=== DIRECTIVE ===
Write the data out again exactly, dropping any images it holds.

Pages as source code
----------------

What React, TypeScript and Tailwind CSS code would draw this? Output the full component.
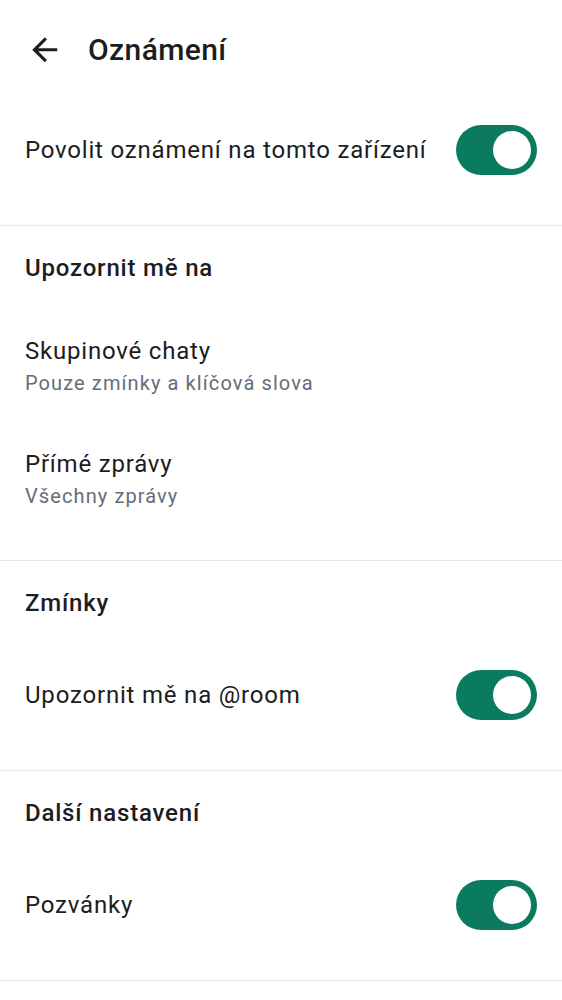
import React from 'react';

const Toggle = () => (
  <div className="w-[81px] h-[50px] rounded-full bg-[#0a7b5f] flex items-center justify-end pr-[6px] shrink-0">
    <div className="w-[38px] h-[38px] rounded-full bg-white" />
  </div>
);

const Divider = () => <div className="h-px bg-[#e7e9ec]" />;

const SwitchRow = ({ label }: { label: string }) => (
  <div className="h-[100px] flex items-center justify-between pl-[25px] pr-[25px]">
    <span className="text-[24px] leading-[32px] tracking-[0.8px] text-[#1b1d22]">{label}</span>
    <Toggle />
  </div>
);

const SectionTitle = ({ title }: { title: string }) => (
  <div className="h-[84px] flex items-center px-[25px]">
    <span className="text-[24px] leading-[32px] tracking-[0.8px] font-medium text-[#1b1d22]">{title}</span>
  </div>
);

const TwoLineRow = ({ title, subtitle }: { title: string; subtitle: string }) => (
  <div className="h-[113px] flex flex-col justify-center px-[25px]">
    <span className="text-[24px] leading-[32px] tracking-[0.8px] text-[#1b1d22]">{title}</span>
    <span className="text-[20px] leading-[32px] tracking-[1.1px] text-[#656d77]">{subtitle}</span>
  </div>
);

export default function App() {
  return (
    <div className="w-[562px] h-[1000px] bg-white overflow-hidden" style={{ fontFamily: 'Roboto, "Noto Sans", sans-serif' }}>
      {/* toolbar */}
      <div className="h-[100px] flex items-center">
        <svg className="ml-[26px] shrink-0" width="37.5" height="37.5" viewBox="0 0 24 24" fill="#1b1d22">
          <path d="M20 11H7.83l5.59-5.59L12 4l-8 8 8 8 1.41-1.41L7.83 13H20v-2z" />
        </svg>
        <span className="ml-[24.5px] text-[30px] leading-[36px] tracking-[0.4px] font-medium text-[#1b1d22]">Oznámení</span>
      </div>

      <SwitchRow label="Povolit oznámení na tomto zařízení" />
      <div className="h-[25px]" />
      <Divider />

      <SectionTitle title="Upozornit mě na" />
      <TwoLineRow title="Skupinové chaty" subtitle="Pouze zmínky a klíčová slova" />
      <TwoLineRow title="Přímé zprávy" subtitle="Všechny zprávy" />
      <div className="h-[24px]" />
      <Divider />

      <SectionTitle title="Zmínky" />
      <SwitchRow label="Upozornit mě na @room" />
      <div className="h-[25px]" />
      <Divider />

      <SectionTitle title="Další nastavení" />
      <SwitchRow label="Pozvánky" />
      <div className="h-[25px]" />
      <Divider />
    </div>
  );
}
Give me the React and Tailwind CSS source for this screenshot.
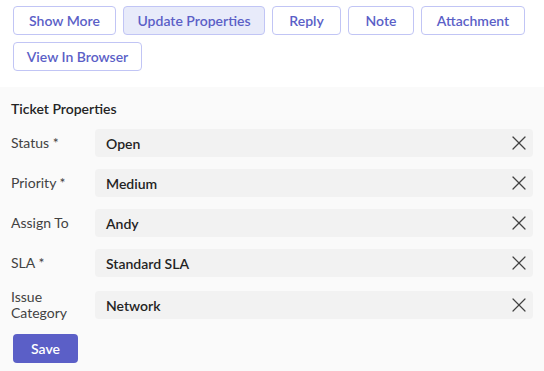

----------------

=== TASK ANSWER ===
What React, TypeScript and Tailwind CSS code would draw this? Output the full component.
import React from 'react';

const Toggle = () => (
  <div className="w-[81px] h-[50px] rounded-full bg-[#0a7b5f] flex items-center justify-end pr-[6px] shrink-0">
    <div className="w-[38px] h-[38px] rounded-full bg-white" />
  </div>
);

const Divider = () => <div className="h-px bg-[#e7e9ec]" />;

const SwitchRow = ({ label }: { label: string }) => (
  <div className="h-[100px] flex items-center justify-between pl-[25px] pr-[25px]">
    <span className="text-[24px] leading-[32px] tracking-[0.8px] text-[#1b1d22]">{label}</span>
    <Toggle />
  </div>
);

const SectionTitle = ({ title }: { title: string }) => (
  <div className="h-[84px] flex items-center px-[25px]">
    <span className="text-[24px] leading-[32px] tracking-[0.8px] font-medium text-[#1b1d22]">{title}</span>
  </div>
);

const TwoLineRow = ({ title, subtitle }: { title: string; subtitle: string }) => (
  <div className="h-[113px] flex flex-col justify-center px-[25px]">
    <span className="text-[24px] leading-[32px] tracking-[0.8px] text-[#1b1d22]">{title}</span>
    <span className="text-[20px] leading-[32px] tracking-[1.1px] text-[#656d77]">{subtitle}</span>
  </div>
);

export default function App() {
  return (
    <div className="w-[562px] h-[1000px] bg-white overflow-hidden" style={{ fontFamily: 'Roboto, "Noto Sans", sans-serif' }}>
      {/* toolbar */}
      <div className="h-[100px] flex items-center">
        <svg className="ml-[26px] shrink-0" width="37.5" height="37.5" viewBox="0 0 24 24" fill="#1b1d22">
          <path d="M20 11H7.83l5.59-5.59L12 4l-8 8 8 8 1.41-1.41L7.83 13H20v-2z" />
        </svg>
        <span className="ml-[24.5px] text-[30px] leading-[36px] tracking-[0.4px] font-medium text-[#1b1d22]">Oznámení</span>
      </div>

      <SwitchRow label="Povolit oznámení na tomto zařízení" />
      <div className="h-[25px]" />
      <Divider />

      <SectionTitle title="Upozornit mě na" />
      <TwoLineRow title="Skupinové chaty" subtitle="Pouze zmínky a klíčová slova" />
      <TwoLineRow title="Přímé zprávy" subtitle="Všechny zprávy" />
      <div className="h-[24px]" />
      <Divider />

      <SectionTitle title="Zmínky" />
      <SwitchRow label="Upozornit mě na @room" />
      <div className="h-[25px]" />
      <Divider />

      <SectionTitle title="Další nastavení" />
      <SwitchRow label="Pozvánky" />
      <div className="h-[25px]" />
      <Divider />
    </div>
  );
}
Give me the React and Tailwind CSS source for this screenshot.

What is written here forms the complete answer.